- AVAX has dropped over 25% in November, slipping below $13 as regulatory pressure fuels bearish sentiment.
- Avalanche launched its Granite upgrade, adding faster blocktimes, FaceID-style authentication, and cheaper cross-chain messaging.
- AVAX remains stuck in a strong downtrend, needing a close above $16 to signal any real chance of recovery.
Avalanche hasn’t had the smoothest November… in fact, it’s been pretty rough. AVAX slipped more than 25% this month and even dipped under $13 on Nov. 19, tagging a fresh low as regulatory worries from the U.S. pushed sentiment downhill across most major crypto assets. The token dropped another 6% during the day, and with the market thinning out, those red candles kept stacking faster than buyers could catch them. Even with the turbulence, Avalanche decided to roll out one of its biggest protocol upgrades of the year, kind of like dropping a major software update in the middle of a storm.

Granite Upgrade Arrives With Sub-Second Ambitions
The new upgrade—called Granite—brings three major protocol improvements that Avalanche says will tighten up execution speeds and make UX feel way more “instant.” First up is ACP-226, which lets validators adjust block times dynamically based on network performance. The long-term vision? Sub-second confirmations that feel almost like tapping a mobile app. Then there’s ACP-204, which adds support for the same cryptographic curve used in FaceID and TouchID. Think passwordless dApp approvals, device-native authentication, and far less friction when signing transactions. And finally, ACP-181 stabilizes the validator set in short 5–10 minute epochs instead of switching every block, which cuts cross-chain messaging failures and reduces gas costs—nice boost for multi-chain builders.

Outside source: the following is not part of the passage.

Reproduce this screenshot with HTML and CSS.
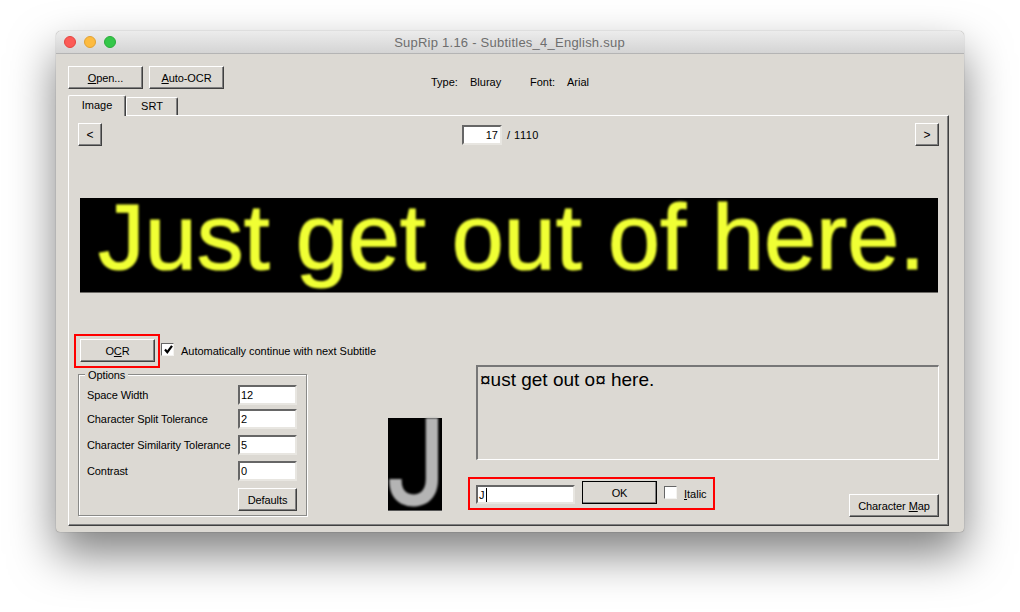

Bears Still in Control as Price Action Weakens
Even with the upgrade hype, the charts aren’t handing AVAX any favors right now. On the 3-day timeframe, the price sits below all the major moving averages—the 50-day at $23.11, the 100-day at $22.44, and the 200-day way up at $27.45. All three keep sloping downward, which isn’t exactly the cheerful look bulls were hoping for. AVAX has been stuck in a six-bar descending range, down about 26.5% from early November highs, and volume has faded noticeably. Every new candle prints another lower high, putting sellers firmly in the driver’s seat while bulls keep waiting for a break that just… hasn’t shown up yet.
Key Levels to Watch: $13 Support and the $16 Breakout
Right now, the entire outlook depends on whether AVAX can hold that $13–$14 support zone. A clean close above $16 would finally offer the first real hint that momentum is shifting, maybe even opening a path back toward the $20 psychological barrier.

But if $13 fails, the chart opens up to a slide toward $12, and possibly—if things get uglier—the symbolic $10 level. With all trend metrics pointing lower, the downside still looks like the path of least resistance until buyers show they’re ready to fight for control again.